MATERIAL SHOWN |
++++++++++++++++++++

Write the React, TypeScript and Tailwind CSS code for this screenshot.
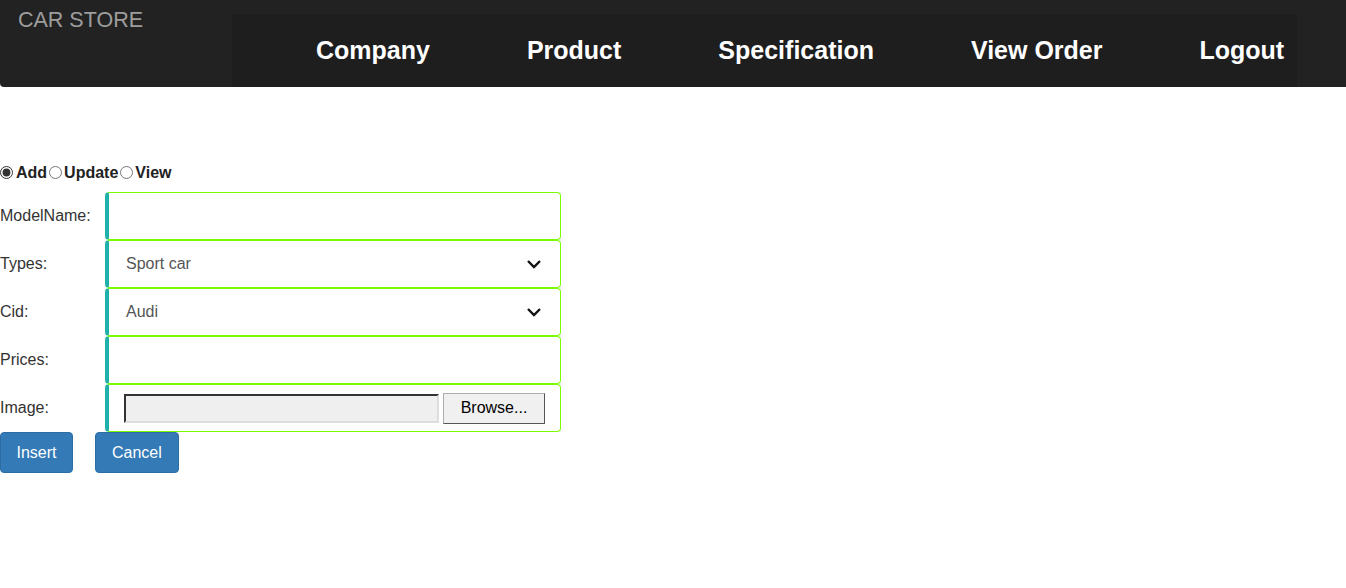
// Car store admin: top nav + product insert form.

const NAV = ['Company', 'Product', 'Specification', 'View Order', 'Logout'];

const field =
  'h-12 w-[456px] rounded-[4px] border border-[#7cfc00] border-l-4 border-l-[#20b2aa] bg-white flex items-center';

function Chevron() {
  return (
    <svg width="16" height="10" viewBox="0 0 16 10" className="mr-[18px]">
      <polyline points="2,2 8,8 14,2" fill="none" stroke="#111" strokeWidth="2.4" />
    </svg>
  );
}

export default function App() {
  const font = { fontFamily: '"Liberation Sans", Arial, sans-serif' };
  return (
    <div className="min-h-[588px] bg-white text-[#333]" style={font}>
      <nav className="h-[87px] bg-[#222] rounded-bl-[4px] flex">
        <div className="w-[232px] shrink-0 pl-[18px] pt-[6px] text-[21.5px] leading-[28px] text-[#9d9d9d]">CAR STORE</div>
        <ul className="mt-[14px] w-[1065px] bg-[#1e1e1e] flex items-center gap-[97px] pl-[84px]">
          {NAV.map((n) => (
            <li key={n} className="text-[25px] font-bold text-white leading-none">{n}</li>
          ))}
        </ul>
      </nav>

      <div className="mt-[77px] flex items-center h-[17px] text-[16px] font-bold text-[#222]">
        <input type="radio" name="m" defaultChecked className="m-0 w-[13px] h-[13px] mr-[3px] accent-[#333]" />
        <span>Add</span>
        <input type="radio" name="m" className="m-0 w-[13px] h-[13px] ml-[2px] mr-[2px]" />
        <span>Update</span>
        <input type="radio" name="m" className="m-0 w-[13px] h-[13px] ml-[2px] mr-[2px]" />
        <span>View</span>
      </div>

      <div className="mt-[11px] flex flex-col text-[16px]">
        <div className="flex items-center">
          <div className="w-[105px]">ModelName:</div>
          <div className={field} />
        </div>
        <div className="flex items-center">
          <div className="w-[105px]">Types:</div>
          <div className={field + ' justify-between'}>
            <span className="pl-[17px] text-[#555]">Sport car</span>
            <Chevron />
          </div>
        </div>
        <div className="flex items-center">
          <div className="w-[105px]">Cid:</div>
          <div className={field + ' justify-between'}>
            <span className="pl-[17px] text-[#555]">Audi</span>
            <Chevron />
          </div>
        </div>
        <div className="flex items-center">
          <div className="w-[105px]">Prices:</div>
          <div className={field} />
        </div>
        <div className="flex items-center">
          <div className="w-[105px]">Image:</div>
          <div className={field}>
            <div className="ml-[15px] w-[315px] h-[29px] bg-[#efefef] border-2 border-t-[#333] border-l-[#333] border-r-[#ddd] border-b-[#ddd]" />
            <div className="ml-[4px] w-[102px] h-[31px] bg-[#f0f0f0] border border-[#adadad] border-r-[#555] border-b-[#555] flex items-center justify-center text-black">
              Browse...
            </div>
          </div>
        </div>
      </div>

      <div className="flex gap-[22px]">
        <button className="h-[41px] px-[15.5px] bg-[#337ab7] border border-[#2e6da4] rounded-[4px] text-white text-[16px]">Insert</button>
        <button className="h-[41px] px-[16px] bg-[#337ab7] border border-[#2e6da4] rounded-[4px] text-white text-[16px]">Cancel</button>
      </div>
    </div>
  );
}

++++++++++++++++++++

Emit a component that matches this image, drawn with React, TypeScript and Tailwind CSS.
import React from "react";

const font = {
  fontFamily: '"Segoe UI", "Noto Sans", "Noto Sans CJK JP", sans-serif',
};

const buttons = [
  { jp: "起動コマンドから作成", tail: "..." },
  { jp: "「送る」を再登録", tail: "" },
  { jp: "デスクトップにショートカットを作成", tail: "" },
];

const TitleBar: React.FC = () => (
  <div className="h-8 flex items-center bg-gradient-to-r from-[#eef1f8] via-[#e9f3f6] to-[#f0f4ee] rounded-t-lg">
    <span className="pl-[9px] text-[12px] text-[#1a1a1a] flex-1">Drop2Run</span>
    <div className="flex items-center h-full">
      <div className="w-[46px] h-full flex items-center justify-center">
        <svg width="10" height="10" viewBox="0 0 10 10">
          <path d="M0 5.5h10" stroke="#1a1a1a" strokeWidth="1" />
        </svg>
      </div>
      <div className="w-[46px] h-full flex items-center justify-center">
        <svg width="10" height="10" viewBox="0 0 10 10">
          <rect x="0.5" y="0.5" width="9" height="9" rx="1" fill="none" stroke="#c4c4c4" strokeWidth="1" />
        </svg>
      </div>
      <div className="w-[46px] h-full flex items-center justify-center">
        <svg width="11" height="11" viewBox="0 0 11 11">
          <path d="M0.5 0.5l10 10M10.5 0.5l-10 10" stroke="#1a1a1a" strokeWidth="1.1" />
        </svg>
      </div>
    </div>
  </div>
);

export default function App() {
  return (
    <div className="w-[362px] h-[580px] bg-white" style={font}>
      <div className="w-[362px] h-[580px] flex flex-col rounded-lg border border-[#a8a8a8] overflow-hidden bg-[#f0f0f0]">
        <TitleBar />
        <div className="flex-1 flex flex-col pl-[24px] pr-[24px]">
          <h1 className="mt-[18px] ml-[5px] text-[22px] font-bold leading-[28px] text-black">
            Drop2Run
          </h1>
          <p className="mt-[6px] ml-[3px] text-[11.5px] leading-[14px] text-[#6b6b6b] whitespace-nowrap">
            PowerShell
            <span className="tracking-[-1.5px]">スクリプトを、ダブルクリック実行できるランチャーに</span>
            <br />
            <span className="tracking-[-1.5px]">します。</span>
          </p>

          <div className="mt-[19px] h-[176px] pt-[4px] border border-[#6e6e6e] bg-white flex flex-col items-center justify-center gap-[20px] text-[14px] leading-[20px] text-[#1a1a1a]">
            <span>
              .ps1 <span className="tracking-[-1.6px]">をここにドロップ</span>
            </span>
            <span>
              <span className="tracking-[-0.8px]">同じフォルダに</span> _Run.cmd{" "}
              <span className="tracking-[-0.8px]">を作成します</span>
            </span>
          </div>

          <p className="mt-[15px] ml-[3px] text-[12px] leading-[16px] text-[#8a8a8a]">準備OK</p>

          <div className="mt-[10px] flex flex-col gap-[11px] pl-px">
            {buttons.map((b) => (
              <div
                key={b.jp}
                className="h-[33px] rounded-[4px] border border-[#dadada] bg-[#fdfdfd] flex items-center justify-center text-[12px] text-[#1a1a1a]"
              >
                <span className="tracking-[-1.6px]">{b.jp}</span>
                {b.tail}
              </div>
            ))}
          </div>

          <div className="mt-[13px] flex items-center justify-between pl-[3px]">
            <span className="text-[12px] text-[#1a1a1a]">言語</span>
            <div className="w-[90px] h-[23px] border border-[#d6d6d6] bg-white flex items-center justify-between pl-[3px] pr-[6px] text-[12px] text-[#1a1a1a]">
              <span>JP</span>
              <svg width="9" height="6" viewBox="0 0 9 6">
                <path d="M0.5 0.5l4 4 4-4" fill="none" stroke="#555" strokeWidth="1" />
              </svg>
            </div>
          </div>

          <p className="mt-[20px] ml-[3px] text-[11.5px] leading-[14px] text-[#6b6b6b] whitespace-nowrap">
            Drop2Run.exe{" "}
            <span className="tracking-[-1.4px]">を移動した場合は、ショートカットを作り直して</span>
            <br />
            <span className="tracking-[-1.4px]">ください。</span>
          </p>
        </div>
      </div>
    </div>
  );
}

++++++++++++++++++++

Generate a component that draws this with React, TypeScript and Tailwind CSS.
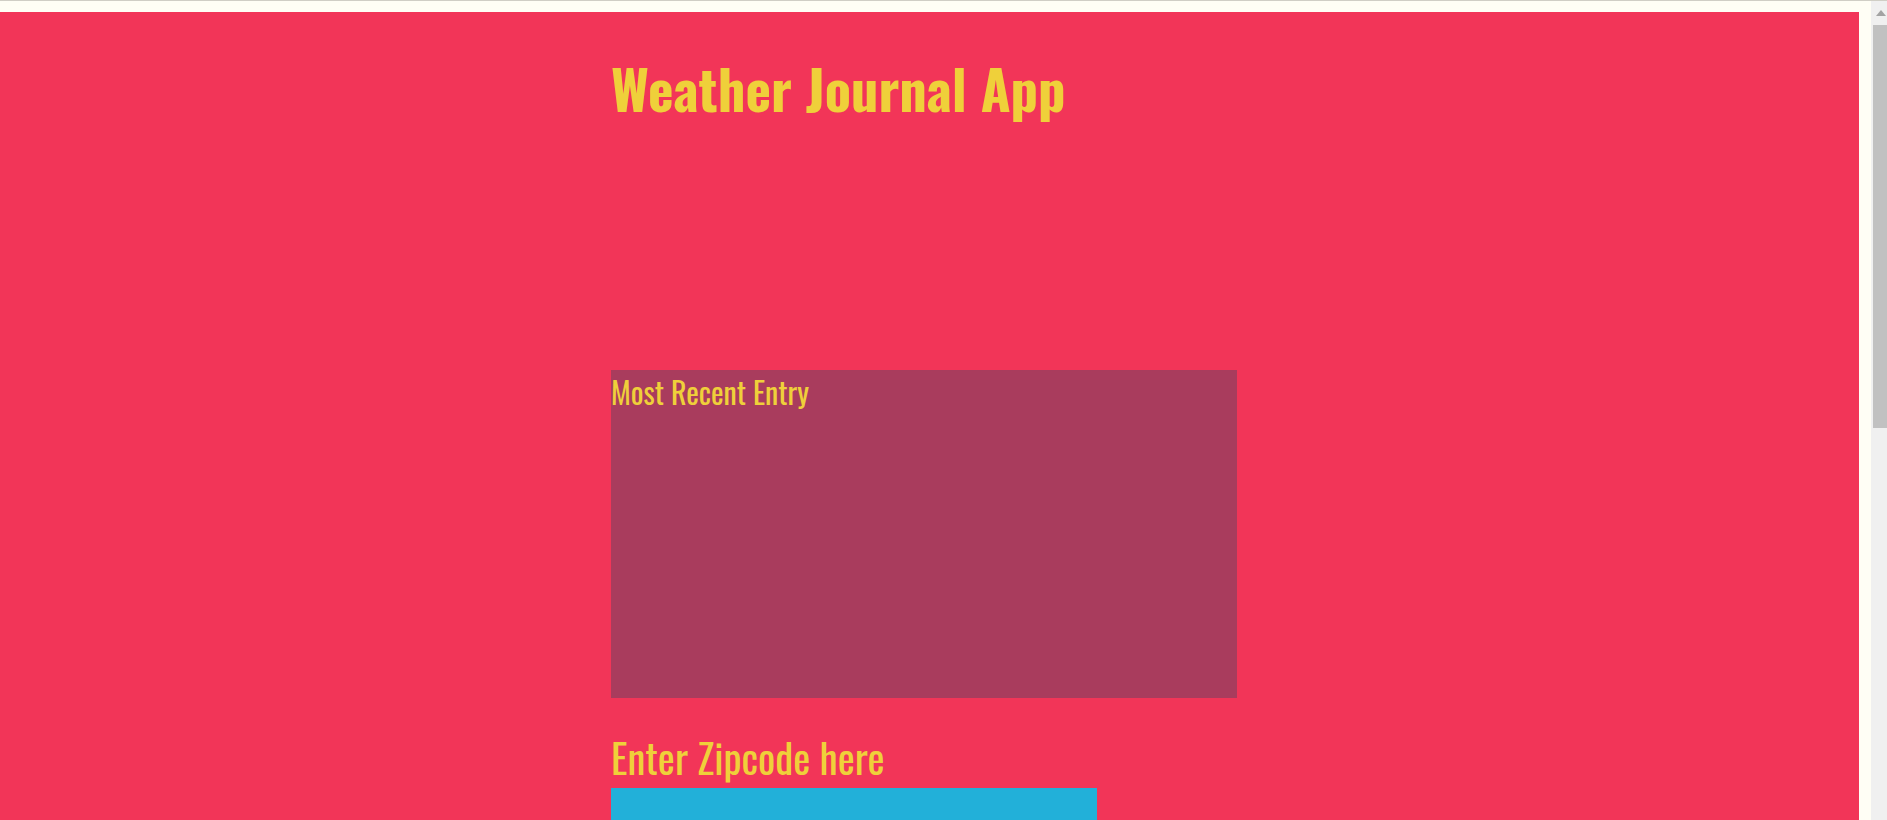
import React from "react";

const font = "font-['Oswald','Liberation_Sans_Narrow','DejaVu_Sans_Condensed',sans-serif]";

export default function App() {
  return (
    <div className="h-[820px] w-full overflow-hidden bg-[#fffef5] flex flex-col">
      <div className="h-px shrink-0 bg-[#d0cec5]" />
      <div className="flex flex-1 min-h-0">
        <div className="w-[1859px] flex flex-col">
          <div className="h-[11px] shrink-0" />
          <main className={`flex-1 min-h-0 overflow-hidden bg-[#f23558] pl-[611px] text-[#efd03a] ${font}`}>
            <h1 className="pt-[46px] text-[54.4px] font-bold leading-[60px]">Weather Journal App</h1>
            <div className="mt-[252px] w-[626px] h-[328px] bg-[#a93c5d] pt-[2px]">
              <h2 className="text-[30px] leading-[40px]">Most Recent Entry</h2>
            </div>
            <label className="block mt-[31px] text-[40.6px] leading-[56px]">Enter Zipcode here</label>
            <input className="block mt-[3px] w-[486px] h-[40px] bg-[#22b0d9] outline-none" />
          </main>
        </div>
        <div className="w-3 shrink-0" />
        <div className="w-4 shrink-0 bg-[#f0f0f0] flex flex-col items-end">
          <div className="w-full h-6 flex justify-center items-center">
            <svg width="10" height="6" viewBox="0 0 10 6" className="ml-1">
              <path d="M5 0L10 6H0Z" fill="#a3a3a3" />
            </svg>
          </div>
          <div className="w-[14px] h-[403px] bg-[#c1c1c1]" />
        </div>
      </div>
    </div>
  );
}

++++++++++++++++++++

AIM |
Using the data above, set down each line from the line with "Write the React, TypeScript" to the line with "bg-white flex items-center';" exactly, both ends included, and leave the pictures behind. Nothing else belongs.

OUTPUT OF THE TASK |
Write the React, TypeScript and Tailwind CSS code for this screenshot.
// Car store admin: top nav + product insert form.

const NAV = ['Company', 'Product', 'Specification', 'View Order', 'Logout'];

const field =
  'h-12 w-[456px] rounded-[4px] border border-[#7cfc00] border-l-4 border-l-[#20b2aa] bg-white flex items-center';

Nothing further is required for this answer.